Friends, the truth is exactly as Jesus said: few will go to Heaven, because only those who actually do the will of the Father will make it (Mt. 7:13, 14, 21-27). That requires honesty!

Testing Our Honesty

If God says that something other than belief is required for salvation, are we honest enough to agree? (repent – Acts 17:30; confess faith in Christ before men – Mt. 10:32; be immersed in the name of Jesus for the forgiveness of sins – Acts 2:38; worship God in spirit and in truth – John 4:24; do not forsake the assembling – Heb. 10:23-31; be faithful unto death – Rev. 2:10, etc.).  If God says “water…baptism does also now save us” (1 Pet. 3:21), are we honest enough to agree?If God says there is only one saved body, which is Christ’s church, are we honest enough to agree? (Mt. 16:18; Eph. 1:22, 23; 4:4; 5:23). If God says there is only one faith, are we honest enough to agree? (Eph. 4:5; Jude 3). If God says fornication is the only valid reason for divorce, are we honest enough to agree? (Mt. 19:9). Members of the Lord’s church, if God says the church must withdraw fellowship from brothers and sisters who refuse to repent, are we honest enough to agree? (Mt. 18:15-17; 1 Cor. 5; 2 Cor. 7:9-12; 2 Th. 3:6, 14, 15). More questions could be asked, but do we pass or fail such tests of honesty? (2 Cor. 13:5).
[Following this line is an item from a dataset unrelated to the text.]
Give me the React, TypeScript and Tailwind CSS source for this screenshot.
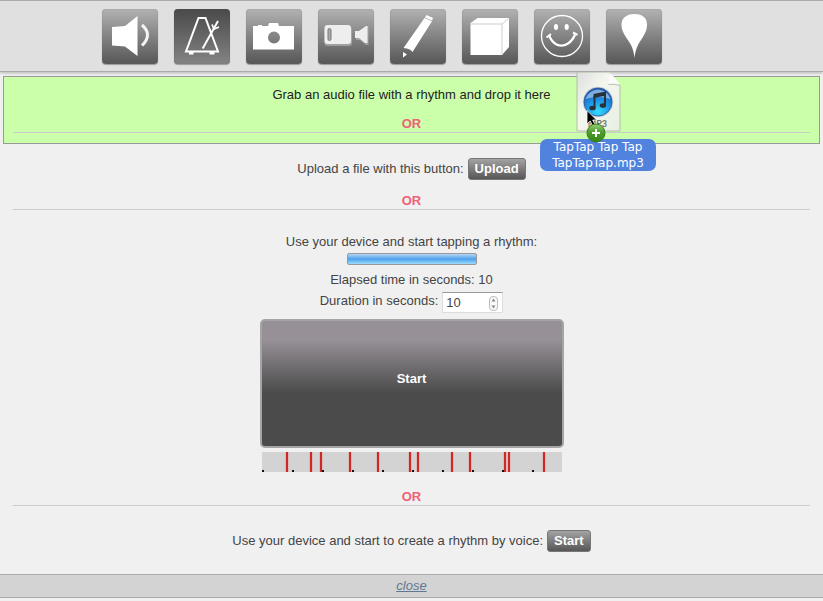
import type { ReactNode } from "react";

const SMALL_BUTTON =
  "h-[22px] rounded-[3px] border border-[#777] bg-linear-to-b from-[#a3a3a3] to-[#575757] px-1.5 text-[13px] leading-5 font-bold text-white";

function SpeakerIcon() {
  return (
    <svg viewBox="0 0 56 56" className="size-14" aria-hidden="true">
      <path d="M10 18 23 17 35.500 7v40L23 37.500 10 36.500Z" fill="#fff" />
      <path d="M40 16q11 9.500 0 20.500" fill="none" stroke="#f4f4f4" strokeWidth="3" />
    </svg>
  );
}

function MetronomeIcon() {
  return (
    <svg viewBox="0 0 56 56" className="size-14" fill="none" stroke="#fff" aria-hidden="true">
      <path d="M24.500 9h7L44 42.500H12L24.500 9Z" strokeWidth="2" />
      <path d="M15 44h4.500m16 0h5" strokeWidth="3" />
      <path d="M28.700 39.500 44 12" strokeWidth="2" />
      <path d="m38 15.500 2 4.500 5-2" strokeWidth="1.800" />
    </svg>
  );
}

function CameraIcon() {
  return (
    <svg viewBox="0 0 56 56" className="size-14" aria-hidden="true">
      <path
        fill="#fff"
        fillRule="evenodd"
        d="M7 17h5v-1h4v1h6l1-3h9l1 3h15v23.500H7Zm21 5.500a6 6 0 1 0 0 12 6 6 0 0 0 0-12Z"
      />
    </svg>
  );
}

function VideoIcon() {
  return (
    <svg viewBox="0 0 56 56" className="size-14" aria-hidden="true">
      <g fill="#bbb" opacity="0.600">
        <rect x="6.500" y="17.500" width="27.500" height="19.500" rx="3" />
        <path d="m38 23 4-1 7-5h1.500v19H48l-6-5h-4Z" />
      </g>
      <g fill="#eee">
        <rect x="6.500" y="16" width="26.500" height="19" rx="3" />
        <path d="M37 22h4l7-5h1.500v17H47l-6-5h-4Z" />
      </g>
      <rect x="10" y="19.500" width="3" height="12" rx="1.500" fill="#aaa" stroke="#777" strokeWidth="1" />
    </svg>
  );
}

function PencilIcon() {
  return (
    <svg viewBox="0 0 56 56" className="size-14" fill="#fff" aria-hidden="true">
      <path d="m35 8.500 1.500-2.500 6.500 3-1 2.500Z" />
      <path d="m34.500 9 7.500 3.200L22.500 43q-2-3.500-9-4Z" />
      <path d="m13 43 4 2.500-4 3Z" />
    </svg>
  );
}

function BoxIcon() {
  return (
    <svg viewBox="0 0 56 56" className="size-14" aria-hidden="true">
      <path d="m8.500 14 7-5H47v29l-7 8H8.500Z" fill="#fff" />
      <path d="M9 15h31v31M40 15l6.500-5.500" fill="none" stroke="#ccc" strokeWidth="1" />
    </svg>
  );
}

function SmileIcon() {
  return (
    <svg viewBox="0 0 56 56" className="size-14" fill="none" stroke="#fff" aria-hidden="true">
      <circle cx="28" cy="27" r="20.500" strokeWidth="1.300" />
      <ellipse cx="22" cy="18" rx="2.100" ry="3" fill="#fff" stroke="none" />
      <ellipse cx="32.700" cy="18" rx="2.100" ry="3" fill="#fff" stroke="none" />
      <path d="M15 26.500q3 7 8 9.200 5.500 2.300 11-1.200 5-3.500 7-9" strokeWidth="2.200" />
      <path d="m12.500 28.500 4.500-3.500M39 23.500l4.500 2.300" strokeWidth="2" />
    </svg>
  );
}

function PinIcon() {
  return (
    <svg viewBox="0 0 56 56" className="size-14" aria-hidden="true">
      <path
        d="M15.500 16C15.500 9 20 5 28.500 5S41 9 41 16c0 8-6 14-9 20-2 4-3 8-3.500 13-.5-5-1.500-9-3.500-13-3-6-9.500-12-9.500-20Z"
        fill="#fff"
      />
    </svg>
  );
}

const TOOLS: { label: string; icon: ReactNode; active?: boolean }[] = [
  { label: "Sound", icon: <SpeakerIcon /> },
  { label: "Rhythm", icon: <MetronomeIcon />, active: true },
  { label: "Photo", icon: <CameraIcon /> },
  { label: "Video", icon: <VideoIcon /> },
  { label: "Draw", icon: <PencilIcon /> },
  { label: "Object", icon: <BoxIcon /> },
  { label: "Mood", icon: <SmileIcon /> },
  { label: "Place", icon: <PinIcon /> },
];

const BEATS = [24, 48, 58, 87, 115, 147, 155, 189, 207, 242, 246, 281];
const SECONDS = [0, 30, 60, 90, 120, 150, 180, 210, 240, 270];

function OrDivider() {
  return (
    <div className="mx-[13px] h-[17px] border-b border-[#ccc] text-center leading-4 font-bold text-[#f06078]">
      OR
    </div>
  );
}

function BeatTrack() {
  return (
    <svg viewBox="0 0 300 20" className="mt-1 h-5 w-[300px] bg-[#d3d3d3]" role="img" aria-label="Recorded beats">
      {BEATS.map((x) => (
        <g key={x}>
          <rect x={x - 0.5} width="3" height="20" fill="#dda5a3" />
          <rect x={x} width="2" height="20" fill="#cf2925" />
        </g>
      ))}
      {SECONDS.map((x) => (
        <rect key={x} x={x} y="18" width="2" height="2" fill="#111" />
      ))}
    </svg>
  );
}

function DraggedFile() {
  return (
    <div className="pointer-events-none absolute top-[-5px] left-[536px] flex w-[116px] flex-col items-center">
      <svg viewBox="0 0 48 67" className="h-[67px] w-12" aria-hidden="true">
        <defs>
          <radialGradient id="disc" cx="50%" cy="85%" r="85%">
            <stop offset="0" stopColor="#35dcff" />
            <stop offset="0.5" stopColor="#1c94e8" />
            <stop offset="1" stopColor="#1d50a4" />
          </radialGradient>
          <linearGradient id="sheet" x1="0" y1="0" x2="1" y2="1">
            <stop offset="0" stopColor="#dedede" />
            <stop offset="0.4" stopColor="#f4f7ef" />
            <stop offset="1" stopColor="#e8efe1" />
          </linearGradient>
          <linearGradient id="plus" x1="0" y1="0" x2="0" y2="1">
            <stop offset="0" stopColor="#9bce7c" />
            <stop offset="0.45" stopColor="#4d9e2c" />
            <stop offset="1" stopColor="#348812" />
          </linearGradient>
        </defs>
        <g transform="translate(1 0)">
          <path d="M2 0h31q3 9 12 13v46H2Z" fill="url(#sheet)" stroke="#b2bea8" strokeWidth="1" />
          <path d="M33 0q1.500 5 .5 12.500 6.500-1 12 1.500Q42 6 33 0Z" fill="#fbfcf9" />
          <path d="M33.500 12.500q6.500-1 11.500 1" fill="none" stroke="#b5beac" strokeWidth="1" />
          <text x="32" y="55" textAnchor="end" fontSize="9" fontWeight="bold" fill="#6b746a" fontFamily="Lato, sans-serif">
            MP3
          </text>
          <circle cx="23" cy="30" r="15.200" fill="#c4ced6" />
          <circle cx="23" cy="30" r="14" fill="url(#disc)" stroke="#2c589a" strokeWidth="0.800" />
          <path d="M10.500 27a13 13 0 0 1 25 0q-12.500-4-25 0Z" fill="#b4d1f2" opacity="0.650" />
          <path d="M19.500 24v12M30 21v12" stroke="#2a3038" strokeWidth="2" />
          <path d="M18.500 22 31 19.500v4L18.500 26Z" fill="#2a3038" />
          <ellipse cx="17.500" cy="36" rx="3.200" ry="2.300" fill="#2a3038" />
          <ellipse cx="28" cy="33.500" rx="3.200" ry="2.300" fill="#2a3038" />
          <path d="M12 38.500V52l3.200-3 2.500 5 2.500-1.200-2.500-4.800h4Z" fill="#000" stroke="#fff" strokeWidth="0.800" />
        </g>
      </svg>
      <div className="w-full rounded-[7px] bg-[#5082de] px-2 text-center font-['DejaVu_Sans',sans-serif] text-[12px] leading-4 text-white">
        TapTap Tap Tap
        <br />
        TapTapTap.mp3
      </div>
      <svg viewBox="0 0 20 20" className="absolute top-[51px] left-[46px] size-5" aria-hidden="true">
        <circle cx="10" cy="10" r="9" fill="url(#plus)" stroke="#3a7c20" strokeWidth="1" />
        <path d="M10 6v8M6 10h8" stroke="#fff" strokeWidth="2" />
      </svg>
    </div>
  );
}

export default function App() {
  return (
    <div className="min-h-screen bg-[#f0f0f0] font-['Liberation_Sans',Arial,sans-serif] text-[13px] leading-4 text-[#444]">
      <header className="relative flex h-[72px] justify-center gap-4 border-y border-[#aaa] bg-[#e0e0e0] pt-2 pr-[60px] shadow-[0_1px_3px_rgba(0,0,0,0.25)]">
        {TOOLS.map((tool) => (
          <button
            key={tool.label}
            type="button"
            aria-label={tool.label}
            aria-pressed={!!tool.active}
            className={
              tool.active
                ? "h-[55px] w-14 shrink-0 rounded-[4px] bg-linear-to-b from-[#4a4a4a] to-[#848484] shadow-[inset_0_0_1px_#555,0_1px_1px_#999]"
                : "h-[55px] w-14 shrink-0 rounded-[4px] bg-linear-to-b from-[#b2b2b2] to-[#575757] shadow-[inset_0_0_1px_#777,0_1px_1px_#999]"
            }
          >
            {tool.icon}
          </button>
        ))}
      </header>

      <main>
        <section className="relative mx-[3px] mt-1 h-[68px] border border-[#999] bg-[#ccffaa]">
          <p className="pt-2.5 text-center leading-4 text-[#222]">Grab an audio file with a rhythm and drop it here</p>
          <div className="-mx-1 mt-[13px]">
            <OrDivider />
          </div>
          <DraggedFile />
        </section>

        <section className="mt-3.5 flex items-center justify-center gap-1">
          <label htmlFor="upload">Upload a file with this button:</label>
          <button id="upload" type="button" className={SMALL_BUTTON}>
            Upload
          </button>
        </section>

        <div className="mt-[13px]">
          <OrDivider />
        </div>

        <section className="mt-6 flex flex-col items-center">
          <label htmlFor="progress">Use your device and start tapping a rhythm:</label>
          <progress
            id="progress"
            value={10}
            max={10}
            className="mt-[3px] h-3 w-[130px] appearance-none overflow-hidden rounded-[2px] border border-[#999] [&::-webkit-progress-bar]:bg-white [&::-webkit-progress-value]:bg-linear-to-b [&::-webkit-progress-value]:from-[#b5d5f5] [&::-webkit-progress-value]:via-[#4ba1ec] [&::-webkit-progress-value]:to-[#9bdcff]"
          />
          <p className="mt-[7px]">Elapsed time in seconds: 10</p>
          <div className="mt-1 flex gap-1">
            <label htmlFor="duration" className="pt-px">
              Duration in seconds:
            </label>
            <div className="relative">
              <input
                id="duration"
                type="number"
                defaultValue={10}
                className="block h-[21px] w-[61px] [appearance:textfield] border border-[#ddd] border-t-[#999] bg-white pl-[3px] leading-4 [&::-webkit-inner-spin-button]:appearance-none"
              />
              <svg viewBox="0 0 9 15" className="pointer-events-none absolute top-1 right-[5px] h-[15px] w-[9px]" aria-hidden="true">
                <rect x="0.500" y="0.500" width="8" height="14" rx="3.500" fill="#fafafa" stroke="#bbb" />
                <path d="M2.500 5.500 4.500 2.500l2 3ZM2.500 9.500l2 3 2-3Z" fill="#888" />
              </svg>
            </div>
          </div>
          <button
            type="button"
            className="mt-1.5 h-[129px] w-[304px] rounded-[5px] border-2 border-[#a5a5a5] bg-linear-to-b from-[#979197] from-15% to-[#4b4b4b] to-58% pb-2.5 font-bold text-white"
          >
            Start
          </button>
          <BeatTrack />
        </section>

        <div className="mt-[17px]">
          <OrDivider />
        </div>

        <section className="mt-6 flex items-center justify-center gap-1">
          <label htmlFor="voice">Use your device and start to create a rhythm by voice:</label>
          <button id="voice" type="button" className={SMALL_BUTTON}>
            Start
          </button>
        </section>
      </main>

      <footer className="mt-[22px] h-6 border-y border-[#aaa] bg-[#d3d3d3] pt-[3px] text-center">
        <a href="#close" className="text-[#5f7891] italic underline">
          close
        </a>
      </footer>
    </div>
  );
}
Just because someone is a “good” person in many ways, that does not mean that he is honest when it comes to God’s Word. If we reject what God has plainly said, we are not people of faith, and without faith it is impossible to please God (Rom. 10:17; Heb. 11:6). Let us always be open-minded and objectively honest with God’s Word, allowing Him to mold us into what He wants us to be (Rom. 12:1, 2).